The High Court will have to take a serious look at the question whether justice is being done when a global behemoth like PwC, or at least its Malaysian avatar, PwC Malaysia, can decide when and how it chooses to allow discovery of documents, and in fact manipulate the rules of discovery to suit itself.

Further, once the action has been instituted and pleadings are
deemed to be closed, it is provided under Order 24 of the
Malaysian Rules of High Court 1980 that parties are to institute
discovery of documents between parties of the action. This order
compels each party to make discovery and give inspection of the
documents which are or have been in their possession, custody
or power relating to the matters in question in the action.
~ This is the answer given by Malaysia to the AIPPI, the International Association for the Protection of Intellectual Property.

Isn't this a case of "cakap tak serupa bikin"? We have a case here where the rules of discovery may as well have disappeared into thin air.
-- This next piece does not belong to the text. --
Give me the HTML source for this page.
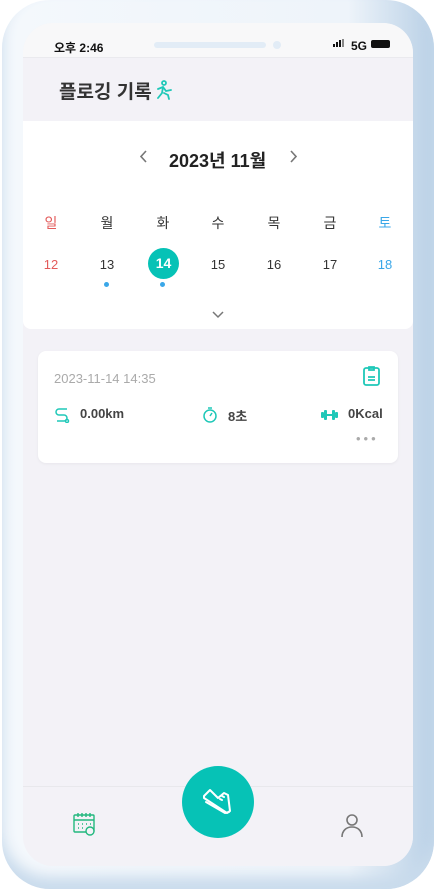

The need for a level playing field becomes incredibly important when we have a case of a David (Malaysian citizen) taking on a Goliath (multi-billion dollar Global Firm), but we seem to not be able to provide that level playing field, despite all the rules and orders which state otherwise.

How many cases involving Goliaths like PwC have gone their way, because they were able to manipulate matters so that the Plaintiffs who have had the gumption to take them to task were not even allowed to have a proper discovery of documents before the trial began?

And when the goliaths are secure in the knowledge that they can forever hide what they wish, and lie as they wish, when they are dragged into the courts in Malaysia, can justice even enter our shores?